This month, the cybersecurity research firm Volexity found a series of four critical security vulnerabilities in Microsoft’s Exchange Server software. Since then, vulnerability has been independently verified and confirmed by Microsoft. It is believed to have been used by foreign-state threat actors for an unknown period of time, extending at least to January, 2021. Exchange acts as the back-end software that handles email for the vast majority of large organizations; Outlook connects to Exchange to display email for user accounts.
While the vulnerability does not affect customers running Microsoft’s Exchange Online service exclusively, most organizations in the US are running some form of Internet-facing Microsoft Outlook Web Access (OWA) for their email systems in tandem with Exchange servers.

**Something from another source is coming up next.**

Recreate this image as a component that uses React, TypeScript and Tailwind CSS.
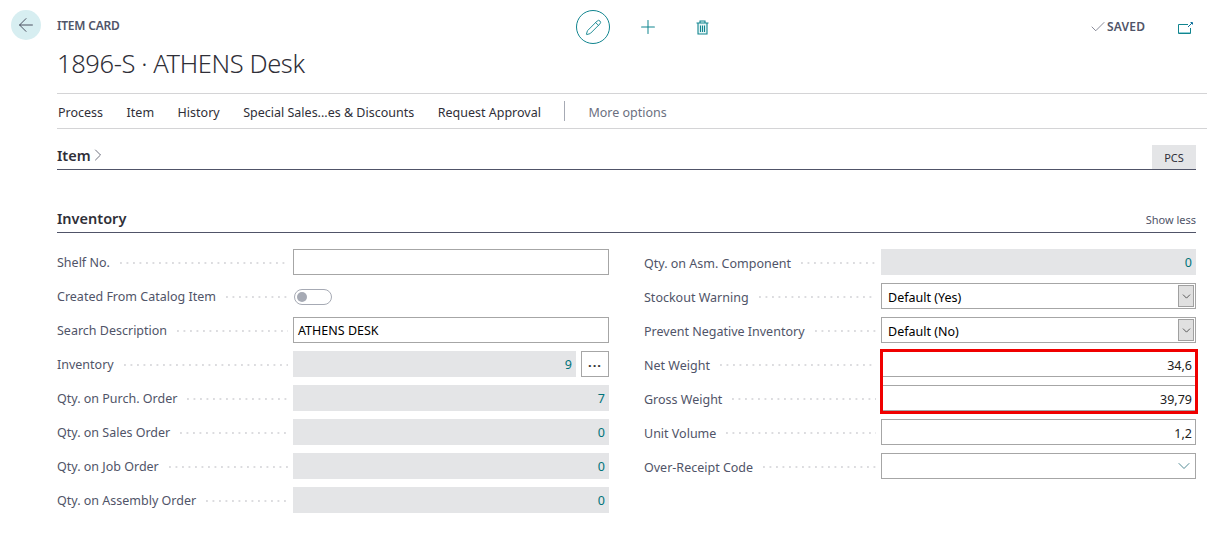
import { ArrowLeft, Check, ChevronDown, ChevronRight, Pencil, Plus } from 'lucide-react';

const leftFields = [
  { label: 'Shelf No.', kind: 'input', value: '' },
  { label: 'Created From Catalog Item', kind: 'toggle', value: '' },
  { label: 'Search Description', kind: 'input', value: 'ATHENS DESK' },
  { label: 'Inventory', kind: 'lookup', value: '9' },
  { label: 'Qty. on Purch. Order', kind: 'readonly', value: '7' },
  { label: 'Qty. on Sales Order', kind: 'readonly', value: '0' },
  { label: 'Qty. on Job Order', kind: 'readonly', value: '0' },
  { label: 'Qty. on Assembly Order', kind: 'readonly', value: '0' },
];

const rightFields = [
  { label: 'Qty. on Asm. Component', kind: 'readonly', value: '0' },
  { label: 'Stockout Warning', kind: 'select', value: 'Default (Yes)' },
  { label: 'Prevent Negative Inventory', kind: 'select', value: 'Default (No)' },
  { label: 'Net Weight', kind: 'number', value: '34,6' },
  { label: 'Gross Weight', kind: 'number', value: '39,79' },
  { label: 'Unit Volume', kind: 'number', value: '1,2' },
  { label: 'Over-Receipt Code', kind: 'dropdown', value: '' },
];

const menuItems = ['Process', 'Item', 'History', 'Special Sales...es & Discounts', 'Request Approval'];

function FieldControl({ kind, value }: { kind: string; value: string }) {
  if (kind === 'toggle') {
    return (
      <div className="flex h-[26px] items-center pl-px pt-[1px]">
        <div className="flex h-[16px] w-[38px] items-center rounded-full border border-[#a6aab4] bg-white pl-[2px]">
          <span className="h-[10px] w-[10px] rounded-full bg-[#a6aab4]" />
        </div>
      </div>
    );
  }
  if (kind === 'readonly') {
    return (
      <div className="flex h-[26px] items-center justify-end bg-[#e4e5e7] pr-[4px] pt-[3px] text-[#00737a]">{value}</div>
    );
  }
  if (kind === 'lookup') {
    return (
      <div className="flex h-[26px] gap-[5px]">
        <div className="flex flex-1 items-center justify-end bg-[#e4e5e7] pr-[4px] pt-[3px] text-[#00737a]">{value}</div>
        <div className="flex w-[28px] items-center justify-center border border-[#a6a6a6] pb-[2px] text-[13px] font-bold tracking-[1px] text-[#333]">
          ...
        </div>
      </div>
    );
  }
  if (kind === 'select') {
    return (
      <div className="flex h-[26px] items-center border border-[#a6a6a6] pl-[6px] text-black">
        <span className="flex-1 pt-[4px]">{value}</span>
        <span className="mr-px flex h-[22px] w-[16px] items-center justify-center border border-[#a0a0a0] bg-[#e0e0e0]">
          <ChevronDown size={13} strokeWidth={1.6} className="text-[#444]" />
        </span>
      </div>
    );
  }
  if (kind === 'dropdown') {
    return (
      <div className="flex h-[26px] items-center justify-end border border-[#a6a6a6] pr-px">
        <ChevronDown size={20} strokeWidth={1} className="text-[#2f7480]" />
      </div>
    );
  }
  if (kind === 'number') {
    return (
      <div className="flex h-[26px] items-center justify-end border border-[#a6a6a6] pr-[3px] pt-[5px] text-[#212121]">
        {value}
      </div>
    );
  }
  return <div className="flex h-[26px] items-center border border-[#a6a6a6] pl-[4px] pt-[2px] text-black">{value}</div>;
}

function FieldRow({
  label,
  kind,
  value,
  controlWidth,
  labelPad,
}: {
  label: string;
  kind: string;
  value: string;
  controlWidth: string;
  labelPad: string;
}) {
  return (
    <div className="flex h-[26px] items-center">
      <div className="flex min-w-0 flex-1 items-center pr-[5px]">
        <span className={`whitespace-nowrap text-[#505468] ${labelPad}`}>{label}</span>
        <span className="ml-[10px] mt-[2px] h-[2px] flex-1 bg-[linear-gradient(to_right,#dcdcdf_2px,transparent_2px)] bg-[length:6.5px_2px]" />
      </div>
      <div className={controlWidth}>
        <FieldControl kind={kind} value={value} />
      </div>
    </div>
  );
}

export default function App() {
  return (
    <div
      className="relative flex h-[547px] w-[1207px] overflow-hidden bg-white text-[12.5px]"
      style={{ fontFamily: '"Noto Sans", sans-serif' }}
    >
      {/* Back button */}
      <div className="w-[57px] shrink-0 pl-[11px] pt-[10px]">
        <div className="flex h-[30px] w-[30px] items-center justify-center rounded-full bg-[#d7eef1]">
          <ArrowLeft size={22} strokeWidth={1} className="text-[#3f4354]" />
        </div>
      </div>

      <div className="min-w-0 flex-1">
        {/* Header */}
        <div className="flex h-[94px] border-b border-[#d4d4d6]">
          <div className="w-[519px] shrink-0">
            <div className="mt-[17px] h-[18px] text-[12px] font-semibold leading-[18px] tracking-[-0.2px] text-[#505468]">ITEM CARD</div>
            <div className="mt-[8px] whitespace-nowrap text-[25.5px] font-light leading-[40px] tracking-[-0.4px] text-[#2f2f38]">
              1896-S · ATHENS Desk
            </div>
          </div>
          <div className="flex h-[54px] w-[515px] shrink-0 items-center">
            <div className="flex h-[34px] w-[34px] items-center justify-center rounded-full border border-[#11858f]">
              <Pencil size={17} strokeWidth={1.3} className="text-[#11858f]" />
            </div>
            <Plus size={22} strokeWidth={1.1} className="ml-[27px] text-[#11858f]" />
            <svg width="13" height="15" viewBox="0 0 13 15" fill="#e6f6f7" stroke="#11858f" strokeWidth="1.1" className="ml-[37px]">
              <path d="M.5 3h12M4 3V1h5v2M2 3v11h9V3z" />
              <path d="M4.5 5.5v6.5M6.5 5.5v6.5M8.5 5.5v6.5" />
            </svg>
          </div>
          <div className="flex h-[54px] flex-1 items-center">
            <Check size={18} strokeWidth={0.9} className="-ml-[2px] text-[#505468]" />
            <span className="text-[12px] font-semibold tracking-[0.2px] text-[#505468]">SAVED</span>
            <svg width="15" height="12" viewBox="0 0 15 12" fill="none" stroke="#11858f" strokeWidth="1" className="ml-[33px] mt-[2px]">
              <path d="M10 2.5H.5v9h12V6" />
              <path d="M1 10.5h11" stroke="#8fd0d6" />
              <path d="M10 5l4-4M12.5.5h2v2" stroke="#0b6f9a" />
            </svg>
          </div>
        </div>

        {/* Menu */}
        <div className="flex h-[35px] items-center border-b border-[#d4d4d6] pl-px pt-[4px] text-[#2f2f38]">
          {menuItems.map((item) => (
            <span key={item} className="mr-[23.5px] whitespace-nowrap">
              {item}
            </span>
          ))}
          <span className="-mt-[4px] h-[20px] w-px bg-[#a6aab4]" />
          <span className="ml-[23px] text-[#6b6f80]">More options</span>
        </div>

        <div className="mr-[11px]">
          {/* Item section */}
          <div className="mt-[16px] flex h-[25px] items-end justify-between border-b border-[#505468]">
            <div className="flex items-center pb-[4px] text-[14.5px] font-semibold leading-[20px] text-[#2f2f38]">
              Item
              <ChevronRight size={20} strokeWidth={0.9} className="-ml-[3px] text-[#3f4354]" />
            </div>
            <div className="flex h-[24px] w-[44px] items-center justify-center bg-[#e4e5e7] pt-[2px] text-[11px] text-[#2f2f38]">
              PCS
            </div>
          </div>

          {/* Inventory section */}
          <div className="mt-[38px] flex h-[25px] items-end justify-between border-b border-[#505468] pb-[4px]">
            <span className="text-[14.5px] font-semibold leading-[20px] text-[#2f2f38]">Inventory</span>
            <span className="text-[11px] text-[#505468]">Show less</span>
          </div>

          <div className="mt-[16px] flex gap-[35px]">
            <div className="flex w-[552px] shrink-0 flex-col gap-[8px]">
              {leftFields.map((f) => (
                <FieldRow key={f.label} label={f.label} kind={f.kind} value={f.value} controlWidth="w-[316px] shrink-0" labelPad="pt-[3px]" />
              ))}
            </div>
            <div className="flex flex-1 flex-col gap-[8px]">
              {rightFields.map((f) => (
                <FieldRow key={f.label} label={f.label} kind={f.kind} value={f.value} controlWidth="w-[315px] shrink-0" labelPad="pt-[5px]" />
              ))}
            </div>
          </div>
        </div>
      </div>

      {/* Red highlight over the weight fields */}
      <div className="pointer-events-none absolute left-[880px] top-[349px] h-[65px] w-[318px] border-[3px] border-[#f00000]" />
    </div>
  );
}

Companies that use Microsoft Exchange Server for email messaging in any version should take immediate steps to address the situation. Office 365 is not affected, but companies with physical Exchange servers combined with Office 365 would still be vulnerable. The vulnerability effects every version of Microsoft Exchange Server from 2010 through 2016. The exploited vulnerability and potential back door allows a remote attacker full access and control of the organization’s Exchange server, including all the data residing on it—emails, attachments, contacts, notes, tasks, calendar items, etc. Attackers using the vulnerability can also identify a mailbox by user name and view or copy the entire mailbox contents.
The seriousness of the issue is difficult to understate. Using the exploit, intruders are able to leave behind one or more “web shell,” scripts for future use. A web shell is an easily-operated, password-protected hacking tool that can be accessed from any browser over the Internet; they are also commonly used for legitimate functions, and thus difficult to identify as malware by file type alone.